Water in the Orchard
After a weekend off in the middle of the country, we came back home to enjoy my few short days of vacation before summer quarter starts later this week. In that time, I'm trying to actually finish a project, which is to say there was more irrigation work.
My task for this week is to make it so that Noel can water the plants in the back without using the overhead sprinkler. That means connecting the microirrigation lines to the pipes we just installed. Here's the basic setup, next to the Asian pears:
That's a 3/4" pipe coming out of the ground, a 3/4"-1/2" ell, then a special fitting that glues in place to connect the 1/2" tubing.
Over by the strawberries, the setup gets more complicated because the tubing needs to go in two directions, so I installed little branches and then a tee. One tube is for the trees, one for plants (they need different amounts of water).

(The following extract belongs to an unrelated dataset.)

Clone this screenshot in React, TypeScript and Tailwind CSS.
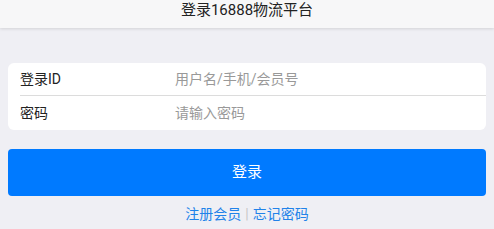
import React from 'react';

const font = { fontFamily: 'Roboto, "Noto Sans CJK SC", sans-serif' };

export default function App() {
  return (
    <div className="min-h-[229px] w-full bg-[#efeff4]" style={font}>
      {/* Header */}
      <div className="h-[28px] bg-[#f7f7f8] shadow-[0_1px_3px_rgba(0,0,0,0.12)] flex items-center justify-center">
        <span className="text-[15px] leading-none text-[#222] -mt-[8px]">登录16888物流平台</span>
      </div>

      {/* Form card */}
      <div className="mx-2 mt-[35px] rounded-[6px] bg-white">
        <div className="ml-3 flex h-[33px] items-center border-b border-[#dcdcdc]">
          <span className="w-[155px] text-[14px] text-[#222]">登录ID</span>
          <span className="text-[14px] text-[#999]">用户名/手机/会员号</span>
        </div>
        <div className="ml-3 flex h-[34px] items-center">
          <span className="w-[155px] text-[14px] text-[#222]">密码</span>
          <span className="text-[14px] text-[#999]">请输入密码</span>
        </div>
      </div>

      {/* Submit */}
      <button className="mx-2 mt-[19px] flex h-[47px] w-[478px] items-center justify-center rounded-[4px] bg-[#007aff] text-[15px] text-white">
        登录
      </button>

      {/* Links */}
      <div className="mt-[8px] flex items-center justify-center text-[14px]">
        <span className="text-[#2182e9]">注册会员</span>
        <span className="mx-[4px] text-[#c8c8c8]">|</span>
        <span className="text-[#2182e9]">忘记密码</span>
      </div>
    </div>
  );
}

In the salvia bed, the tubing gets more complicated because we have the tubes for plants and trees teeing out of the ground, and an added pipe for the back wall, with a single tube to the back (because no way were we trenching out that far).
I curved the run of the tubes though the apple/quince bed, to give me more room to work with fittings for the individual plants in there. I'd love to be able to say that this is something I will install and forget, but in fact this is going to require human intervention and adjustment seasonally and as plants are added.
My hope is that by making the irrigation more systematized and less subject to major human error, plants that want regular water, like the daylilies, will not have to suffer too much with me being away.
Tomorrow I do the sprinkler heads, and with any luck I'll get a decent start on the manifold for the irrigation lines that run under the house. I'm trying to decide how to address the possibility of leaks like the ones we have on the outside manifold. Maybe a drip tray emptying into the sump?